Factors That Influence Risk Tolerance
Assessing your risk tolerance involves considering several factors:
1. Age and Time Horizon
Younger investors generally have a higher risk tolerance. With a longer investment horizon, they can afford to withstand market fluctuations and growth opportunities. Conversely, those nearing retirement may prefer less risk to preserve capital.
2. Financial Situation
Your current financial standing, including income, expenses, debts, and savings, will impact your risk tolerance. A stable financial foundation typically allows for a higher risk tolerance compared to a precarious financial situation.
3. Investment Knowledge and Experience
Investors with a solid understanding of financial markets and investment vehicles may exhibit a greater risk tolerance than those less knowledgeable. Familiarity with asset classes and market behavior can enhance your confidence in taking calculated risks.
4. Psychological Factors
Your personal psychology plays a significant role in risk tolerance. Reflect on your comfort level with market volatility and your emotional reaction to losing money. Self-awareness of these factors is essential for an accurate risk assessment.
Tools for Evaluating Risk Tolerance
Several assessment tools and questionnaires can help you determine your risk tolerance:
1. Risk Tolerance Questionnaires
Many financial institutions and investment platforms provide risk tolerance questionnaires. These surveys typically cover topics such as financial goals, investment experience, and comfort with volatility. Responses are scored to categorize your risk tolerance as conservative, moderate, or aggressive.
2. Self-Assessment Tools
You can conduct a self-assessment by reflecting on your financial goals, investment preferences, and emotional responses to risk. Ask yourself questions like: “How would I react if my investments lost 20% of their value?” This introspection can reveal valuable insights into your risk tolerance.
3. Consult a Financial Advisor
For a more personalized evaluation, consider consulting a certified financial planner.

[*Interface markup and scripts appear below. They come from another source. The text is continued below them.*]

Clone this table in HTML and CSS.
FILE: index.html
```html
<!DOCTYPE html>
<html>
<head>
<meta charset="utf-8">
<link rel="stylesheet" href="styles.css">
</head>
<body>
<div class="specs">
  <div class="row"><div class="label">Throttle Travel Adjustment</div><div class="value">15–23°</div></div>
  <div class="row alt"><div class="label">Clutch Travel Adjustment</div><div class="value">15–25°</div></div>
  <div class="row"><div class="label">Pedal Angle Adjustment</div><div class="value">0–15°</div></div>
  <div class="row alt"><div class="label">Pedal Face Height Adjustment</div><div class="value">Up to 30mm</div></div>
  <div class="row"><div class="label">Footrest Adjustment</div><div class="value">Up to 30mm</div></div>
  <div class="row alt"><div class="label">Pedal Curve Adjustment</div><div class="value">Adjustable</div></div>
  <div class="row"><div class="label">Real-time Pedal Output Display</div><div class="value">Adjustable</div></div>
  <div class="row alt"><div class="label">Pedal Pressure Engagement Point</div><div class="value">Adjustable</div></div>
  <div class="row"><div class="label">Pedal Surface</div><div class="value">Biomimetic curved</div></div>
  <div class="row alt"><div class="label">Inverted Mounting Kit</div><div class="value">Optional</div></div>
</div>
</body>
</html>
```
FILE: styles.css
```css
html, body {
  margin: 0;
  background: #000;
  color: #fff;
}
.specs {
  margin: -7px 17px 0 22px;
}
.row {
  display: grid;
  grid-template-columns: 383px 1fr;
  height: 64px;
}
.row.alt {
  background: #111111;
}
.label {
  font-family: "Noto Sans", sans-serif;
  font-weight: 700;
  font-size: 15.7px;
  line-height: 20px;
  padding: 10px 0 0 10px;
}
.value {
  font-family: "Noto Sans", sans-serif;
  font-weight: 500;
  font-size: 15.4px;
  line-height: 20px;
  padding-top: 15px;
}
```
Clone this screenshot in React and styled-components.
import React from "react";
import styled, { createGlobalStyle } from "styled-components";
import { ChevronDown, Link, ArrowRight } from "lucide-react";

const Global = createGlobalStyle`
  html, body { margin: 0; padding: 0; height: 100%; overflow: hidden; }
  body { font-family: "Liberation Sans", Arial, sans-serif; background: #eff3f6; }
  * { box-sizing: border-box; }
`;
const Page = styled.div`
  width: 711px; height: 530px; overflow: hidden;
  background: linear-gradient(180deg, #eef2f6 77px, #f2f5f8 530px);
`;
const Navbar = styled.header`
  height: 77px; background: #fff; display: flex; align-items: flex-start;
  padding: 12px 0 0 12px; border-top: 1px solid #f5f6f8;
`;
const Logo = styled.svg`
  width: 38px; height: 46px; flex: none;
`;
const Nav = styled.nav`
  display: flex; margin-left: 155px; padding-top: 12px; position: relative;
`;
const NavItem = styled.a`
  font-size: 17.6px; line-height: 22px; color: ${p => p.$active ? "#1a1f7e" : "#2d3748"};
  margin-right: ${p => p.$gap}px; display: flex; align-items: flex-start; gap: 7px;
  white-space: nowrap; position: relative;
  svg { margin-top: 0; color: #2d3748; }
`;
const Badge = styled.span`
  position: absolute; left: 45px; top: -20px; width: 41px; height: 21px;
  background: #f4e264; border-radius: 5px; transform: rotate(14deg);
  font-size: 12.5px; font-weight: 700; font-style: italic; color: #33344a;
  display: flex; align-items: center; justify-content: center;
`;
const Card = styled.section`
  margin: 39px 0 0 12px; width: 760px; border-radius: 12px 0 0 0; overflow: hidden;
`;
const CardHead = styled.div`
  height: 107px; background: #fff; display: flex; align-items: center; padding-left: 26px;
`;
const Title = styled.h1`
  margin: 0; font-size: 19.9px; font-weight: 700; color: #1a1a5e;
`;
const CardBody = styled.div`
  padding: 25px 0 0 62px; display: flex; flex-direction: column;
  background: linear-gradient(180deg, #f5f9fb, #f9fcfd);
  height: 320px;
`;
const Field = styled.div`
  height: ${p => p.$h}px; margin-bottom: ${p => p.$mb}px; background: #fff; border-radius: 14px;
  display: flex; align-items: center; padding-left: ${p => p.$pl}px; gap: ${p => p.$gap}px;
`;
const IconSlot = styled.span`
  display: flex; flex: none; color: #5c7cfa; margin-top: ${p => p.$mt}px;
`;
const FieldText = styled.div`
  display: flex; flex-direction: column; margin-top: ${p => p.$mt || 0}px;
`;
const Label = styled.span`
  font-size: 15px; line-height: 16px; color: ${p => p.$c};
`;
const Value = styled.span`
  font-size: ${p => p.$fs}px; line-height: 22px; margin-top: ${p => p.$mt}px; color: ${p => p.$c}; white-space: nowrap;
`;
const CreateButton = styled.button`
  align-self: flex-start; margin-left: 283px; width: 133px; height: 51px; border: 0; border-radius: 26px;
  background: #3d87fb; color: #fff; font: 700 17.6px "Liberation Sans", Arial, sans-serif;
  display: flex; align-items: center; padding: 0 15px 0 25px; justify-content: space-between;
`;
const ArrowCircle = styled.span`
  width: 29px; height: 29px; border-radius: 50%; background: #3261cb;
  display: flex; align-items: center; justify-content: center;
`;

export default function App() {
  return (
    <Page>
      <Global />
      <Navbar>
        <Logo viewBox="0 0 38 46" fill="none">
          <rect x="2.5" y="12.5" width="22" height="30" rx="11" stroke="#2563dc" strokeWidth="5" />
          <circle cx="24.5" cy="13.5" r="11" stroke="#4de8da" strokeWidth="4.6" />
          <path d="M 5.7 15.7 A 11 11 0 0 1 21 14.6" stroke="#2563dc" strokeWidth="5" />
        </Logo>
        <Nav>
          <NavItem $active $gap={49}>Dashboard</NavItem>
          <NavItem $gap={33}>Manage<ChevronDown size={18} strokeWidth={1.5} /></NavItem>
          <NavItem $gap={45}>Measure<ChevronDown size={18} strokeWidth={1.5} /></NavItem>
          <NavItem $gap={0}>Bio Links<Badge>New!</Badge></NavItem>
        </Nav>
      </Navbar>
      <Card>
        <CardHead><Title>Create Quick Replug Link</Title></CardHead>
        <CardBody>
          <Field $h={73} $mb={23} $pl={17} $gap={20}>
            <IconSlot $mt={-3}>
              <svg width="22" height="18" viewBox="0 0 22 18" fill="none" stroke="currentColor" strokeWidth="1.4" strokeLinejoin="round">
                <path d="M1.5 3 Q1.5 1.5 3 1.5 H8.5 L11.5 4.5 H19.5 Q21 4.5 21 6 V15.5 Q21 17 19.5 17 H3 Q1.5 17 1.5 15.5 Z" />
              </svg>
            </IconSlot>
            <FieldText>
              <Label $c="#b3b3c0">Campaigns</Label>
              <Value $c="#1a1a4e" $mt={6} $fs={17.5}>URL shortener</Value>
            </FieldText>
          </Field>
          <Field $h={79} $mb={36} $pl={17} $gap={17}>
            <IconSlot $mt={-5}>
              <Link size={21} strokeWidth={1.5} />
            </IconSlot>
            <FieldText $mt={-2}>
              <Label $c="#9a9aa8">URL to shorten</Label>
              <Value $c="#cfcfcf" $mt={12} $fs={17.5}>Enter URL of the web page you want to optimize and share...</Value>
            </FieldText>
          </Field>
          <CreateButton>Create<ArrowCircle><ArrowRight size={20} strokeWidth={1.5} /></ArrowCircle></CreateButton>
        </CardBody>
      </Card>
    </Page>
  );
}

They can conduct a thorough assessment of your financial situation, goals, and risk preferences, and help develop a tailored investment strategy.
Developing an Investment Strategy Aligning with Your Risk Tolerance
Once you’ve assessed your risk tolerance, it’s time to develop an investment strategy that reflects your preferences:
1. Define Your Financial Goals
Outline your short-term and long-term financial goals. Knowing why you’re investing will help clarify your acceptable levels of risk.
2. Diversify Your Portfolio
Regardless of your risk tolerance, diversification is crucial. Investing across multiple asset classes can help mitigate risk and reduce the impact of underperforming investments.
3. Reassess Regularly
Your risk tolerance is not static; it can evolve with changes in your financial situation, age, and market conditions. Regularly reassess your risk tolerance, especially after major life events, to ensure your investment strategy remains aligned with your goals.
Conclusion
Evaluating your risk tolerance is an essential part of creating a strategic financial plan. Understanding your comfort with risk allows you to make informed investment decisions that align with your long-term goals and financial situation. Use questionnaires, self-assessments, and professional consultations to determine your risk tolerance and adjust your investment strategy accordingly. By doing so, you’ll be better positioned to navigate the complexities of investing with confidence.